8. It is however, noticed that such interest on notional basis was not added by the Assessing Officer to the total income of the assessee but the deduction claimed by the assessee on account of interest paid on the debit balances of capital account with other firms was disallowed by him to the extent of interest attributable to the credit balance of capital accounts / with M/s. Sai Prestige Development on the basis that there was diversion of interest bearing capital for making investment in the capital of M/s. Sai Prestige Development. Having regard to all the facts of the case, I am of the view that even this basis adopted by the authorities below to make the impugned addition on account of disallowance of interest is not sustainable.
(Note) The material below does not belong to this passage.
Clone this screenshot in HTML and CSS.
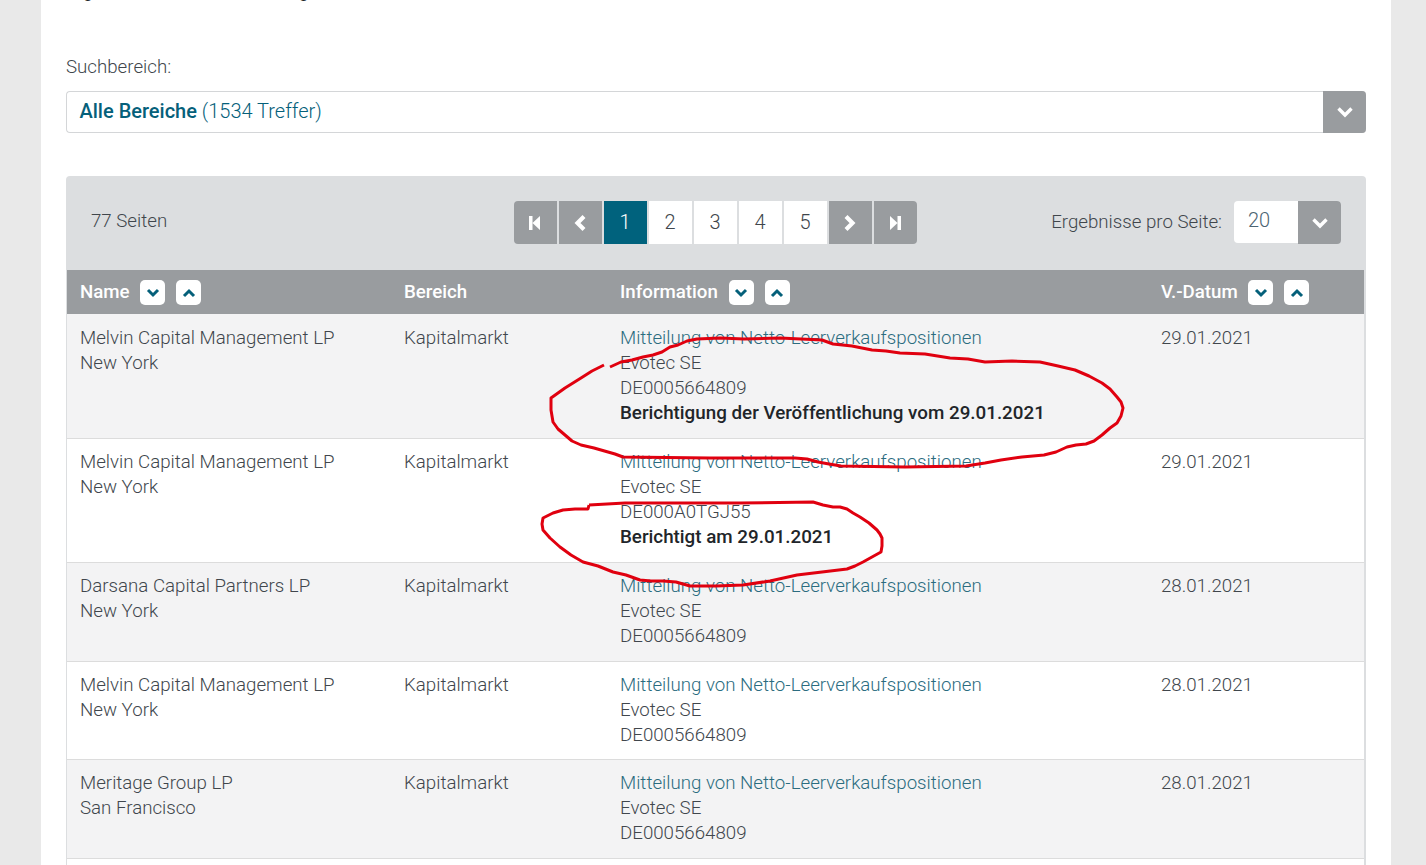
FILE: index.html
```html
<!DOCTYPE html>
<html lang="de">
<head>
<meta charset="utf-8">
<title>Suche</title>
<link rel="stylesheet" href="styles.css">
</head>
<body>
<main class="page">
  <p class="clipped-title">Ergebnisse für Ihren Suchbegriff</p>
  <label class="field-label">Suchbereich:</label>
  <div class="select select-wide">
    <div class="select-value"><strong>Alle Bereiche</strong> (1534 Treffer)</div>
    <div class="select-btn"><svg class="chev-lg" viewBox="0 0 18 12"><path d="M2.500 2.500 9 9l6.500-6.500"/></svg></div>
  </div>

  <section class="panel">
    <div class="toolbar">
      <div class="pages-count">77 Seiten</div>
      <nav class="pager">
        <a class="pg pg-grey pg-first"><svg class="pg-icon" viewBox="0 0 12 14"><path class="fill" d="M0 0h3.500v14H0zM3.500 7 11 0v14z"/></svg></a>
        <a class="pg pg-grey"><svg class="pg-icon" viewBox="0 0 12 18"><path d="M10 2.500 3.500 9l6.500 6.500"/></svg></a>
        <a class="pg pg-active">1</a>
        <a class="pg">2</a>
        <a class="pg">3</a>
        <a class="pg">4</a>
        <a class="pg">5</a>
        <a class="pg pg-grey"><svg class="pg-icon" viewBox="0 0 12 18"><path d="M2 2.500 8.500 9 2 15.500"/></svg></a>
        <a class="pg pg-grey pg-last"><svg class="pg-icon" viewBox="0 0 12 14"><path class="fill" d="M12 0H8.500v14H12zM8.500 7 1 0v14z"/></svg></a>
      </nav>
      <div class="per-page">
        <span>Ergebnisse pro Seite:</span>
        <div class="select select-small">
          <div class="select-value">20</div>
          <div class="select-btn"><svg class="chev-lg" viewBox="0 0 18 12"><path d="M2.500 2.500 9 9l6.500-6.500"/></svg></div>
        </div>
      </div>
    </div>

    <div class="table">
      <div class="row head">
        <div class="cell">Name <span class="sort"><svg viewBox="0 0 14 10"><path d="M2 2l5 5 5-5"/></svg></span><span class="sort"><svg viewBox="0 0 14 10"><path d="M2 8l5-5 5 5"/></svg></span></div>
        <div class="cell">Bereich</div>
        <div class="cell">Information <span class="sort"><svg viewBox="0 0 14 10"><path d="M2 2l5 5 5-5"/></svg></span><span class="sort"><svg viewBox="0 0 14 10"><path d="M2 8l5-5 5 5"/></svg></span></div>
        <div class="cell">V.-Datum <span class="sort"><svg viewBox="0 0 14 10"><path d="M2 2l5 5 5-5"/></svg></span><span class="sort"><svg viewBox="0 0 14 10"><path d="M2 8l5-5 5 5"/></svg></span></div>
      </div>

      <div class="row odd tall">
        <div class="cell">Melvin Capital Management LP<br>New York</div>
        <div class="cell">Kapitalmarkt</div>
        <div class="cell"><a class="link">Mitteilung von Netto-Leerverkaufspositionen</a><br>Evotec SE<br>DE0005664809<br><strong>Berichtigung der Veröffentlichung vom 29.01.2021</strong></div>
        <div class="cell">29.01.2021</div>
      </div>
      <div class="row tall">
        <div class="cell">Melvin Capital Management LP<br>New York</div>
        <div class="cell">Kapitalmarkt</div>
        <div class="cell"><a class="link">Mitteilung von Netto-Leerverkaufspositionen</a><br>Evotec SE<br>DE000A0TGJ55<br><strong>Berichtigt am 29.01.2021</strong></div>
        <div class="cell">29.01.2021</div>
      </div>
      <div class="row odd">
        <div class="cell">Darsana Capital Partners LP<br>New York</div>
        <div class="cell">Kapitalmarkt</div>
        <div class="cell"><a class="link">Mitteilung von Netto-Leerverkaufspositionen</a><br>Evotec SE<br>DE0005664809</div>
        <div class="cell">28.01.2021</div>
      </div>
      <div class="row">
        <div class="cell">Melvin Capital Management LP<br>New York</div>
        <div class="cell">Kapitalmarkt</div>
        <div class="cell"><a class="link">Mitteilung von Netto-Leerverkaufspositionen</a><br>Evotec SE<br>DE0005664809</div>
        <div class="cell">28.01.2021</div>
      </div>
      <div class="row odd">
        <div class="cell">Meritage Group LP<br>San Francisco</div>
        <div class="cell">Kapitalmarkt</div>
        <div class="cell"><a class="link">Mitteilung von Netto-Leerverkaufspositionen</a><br>Evotec SE<br>DE0005664809</div>
        <div class="cell">28.01.2021</div>
      </div>
    </div>
  </section>
</main>

<svg class="scribble" viewBox="0 0 1426 865" aria-hidden="true">
  <path d="M610 367 621 362 632 360 643 357 653 355 662 352 670 347 678 345 687 341 697 339 720 338 744 339 780 338 822 340 833 344 852 346 872 350 886 351 900 353 925 354 950 358 968 359 985 362 1012 361 1040 362 1058 366 1075 370 1089 376 1102 383 1110 389 1117 397 1121 402 1123 408 1121 416 1117 423 1110 428 1102 435 1094 441 1086 444 1076 445 1067 447 1056 452 1044 455 1022 457 1001 460 985 463 966 466 905 467 841 466 829 464 818 462 807 459 795 458 710 458 623 457 615 454 608 452 594 448 581 445 572 441 565 435 558 429 553 422 551 410 551 398 558 393 565 388 573 383 581 378 592 371 604 365"/>
  <path d="M589 505 625 503 663 503 740 503 813 502 823 505 833 507 840 507 847 509 853 513 860 517 869 523 877 530 880 534 882 538 882 546 881 552 872 557 863 562 855 566 847 569 822 572 797 575 770 581 743 585 716 586 690 586 676 582 663 581 651 581 640 580 626 575 613 572 598 566 583 562 571 555 560 547 550 538 543 530 542 524 543 518 553 513 563 510 575 509 588 509 589 505"/>
</svg>
</body>
</html>
```

FILE: styles.css
```css
* { box-sizing: border-box; }

html, body {
  height: 865px;
  overflow: hidden;
}

body {
  margin: 0;
  background: #e9e9e9;
  color: #40464c;
  font-family: Roboto, "Liberation Sans", sans-serif;
  font-size: 18.7px;
  font-weight: 300;
  line-height: 25px;
}

strong { font-weight: 500; }

.page {
  display: flex;
  flex-direction: column;
  width: 1350px;
  height: 865px;
  margin-left: 41px;
  padding: 0 25px;
  background: #fff;
}

.clipped-title {
  margin: -21px 0 0;
  height: 25px;
  font-weight: 400;
  color: #212529;
}

.field-label {
  display: block;
  margin-top: 51px;
  margin-bottom: 11px;
  height: 25px;
}

.select {
  display: flex;
  background: #fff;
  border-radius: 4px;
}

.select-wide {
  flex: none;
  height: 42px;
  border: 1px solid #d4d6d8;
  border-right: 0;
  color: #05607a;
}

.select-wide .select-value {
  flex: 1;
  padding: 7px 13px 7px 12.500px;
  font-size: 20px;
}

.select-btn {
  width: 43px;
  display: flex;
  align-items: center;
  justify-content: center;
  background: #999c9f;
  border-radius: 0 4px 4px 0;
}

.select-wide .select-btn {
  margin: -1px 0;
}

.chev-lg {
  width: 18px;
  height: 12px;
  fill: none;
  stroke: #fff;
  stroke-width: 3.4;
}

.panel {
  flex: 1;
  display: flex;
  flex-direction: column;
  margin-top: 43px;
  background: #dcdee0;
  border-radius: 4px 4px 0 0;
  padding: 0 1px;
}

.toolbar {
  flex: none;
  height: 94px;
  display: grid;
  grid-template-columns: 1fr auto 1fr;
  padding: 25px 24px 0;
}

.pages-count {
  line-height: 40px;
}

.pager {
  display: flex;
  gap: 2px;
  height: 43px;
  margin-left: -2px;
}

.pg {
  width: 43px;
  height: 43px;
  display: flex;
  align-items: center;
  justify-content: center;
  background: #fff;
  font-size: 20px;
}

.pg-grey { background: #999c9f; }
.pg-active { background: #00627d; color: #fff; }
.pg-first { border-radius: 4px 0 0 4px; }
.pg-last { border-radius: 0 4px 4px 0; }

.pg-icon {
  width: 12px;
  height: 18px;
  fill: none;
  stroke: #fff;
  stroke-width: 4.2;
}

.pg-icon .fill {
  fill: #fff;
  stroke: none;
}

.per-page {
  display: flex;
  justify-content: flex-end;
  gap: 12px;
  height: 43px;
  line-height: 42px;
}

.select-small {
  width: 107px;
  height: 42px;
}

.select-small .select-value {
  flex: 1;
  padding-left: 14px;
  font-size: 20px;
  color: #4c6472;
  line-height: 38px;
  border-radius: 4px 0 0 4px;
}

.select-small .select-btn {
  height: 43px;
}

.table {
  flex: 1;
  margin-right: 1px;
  background: #fff;
}

.row {
  display: grid;
  grid-template-columns: 324px 216px 541px 1fr;
  padding: 11px 0 11.67px 13px;
  background: #fff;
  border-bottom: 1px solid #dcdcdc;
}

.row.tall { padding-bottom: 12px; }

.row.odd { background: #f3f3f4; }

.row.head {
  height: 45px;
  padding: 10px 0 0 13px;
  background: #999c9f;
  border-bottom: 1px solid #f3f3f4;
  color: #fff;
  font-weight: 500;
  line-height: 24px;
}

.cell { min-width: 0; }

.sort {
  display: inline-flex;
  align-items: center;
  justify-content: center;
  width: 25px;
  height: 25px;
  margin: 0 0 0 6px;
  vertical-align: top;
  background: #fff;
  border-radius: 5px;
}

.sort + .sort { margin-left: 11px; }

.sort svg {
  width: 14px;
  height: 10px;
  fill: none;
  stroke: #05607a;
  stroke-width: 3;
}

.link { color: #2b6c7f; }

.cell strong {
  color: #212529;
  font-size: 18.8px;
}

.scribble {
  position: absolute;
  left: 0;
  top: 0;
  width: 1426px;
  height: 865px;
  pointer-events: none;
  fill: none;
  stroke: #e0000f;
  stroke-width: 3;
  stroke-linejoin: round;
}
```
Even if it is assumed for the sake of arguments that the entire capital in the partnership firm of M/s. Sai Prestige Development was invested by the assessee from the capital withdrawn from other partnership firms, the said investment in the capital of M/s. Sai Prestige Development was made by the assessee for the purpose of business in as much as income received from the partnership firm of M/s. Sai Prestige Development in the form of profit, remuneration or interest was chargeable in his hands under the head Profits and gains of business or profession”. The withdrawals made by the assessee from the other partnership firms on which interest was paid by him, thus, were not utilized for non-business purpose and interest paid thereon in my opinion, cannot be disallowed on the ground that there was utilization of corresponding funds for non-business purpose as alleged by the authorities below. I therefore, find no merit in the impugned order of ld. CIT(A) confirming the disallowance made by the Assessing Officer on account of interest and deleting the said disallowance, I allow this appeal of assessee.

9. In the result, the appeal of assessee is allowed.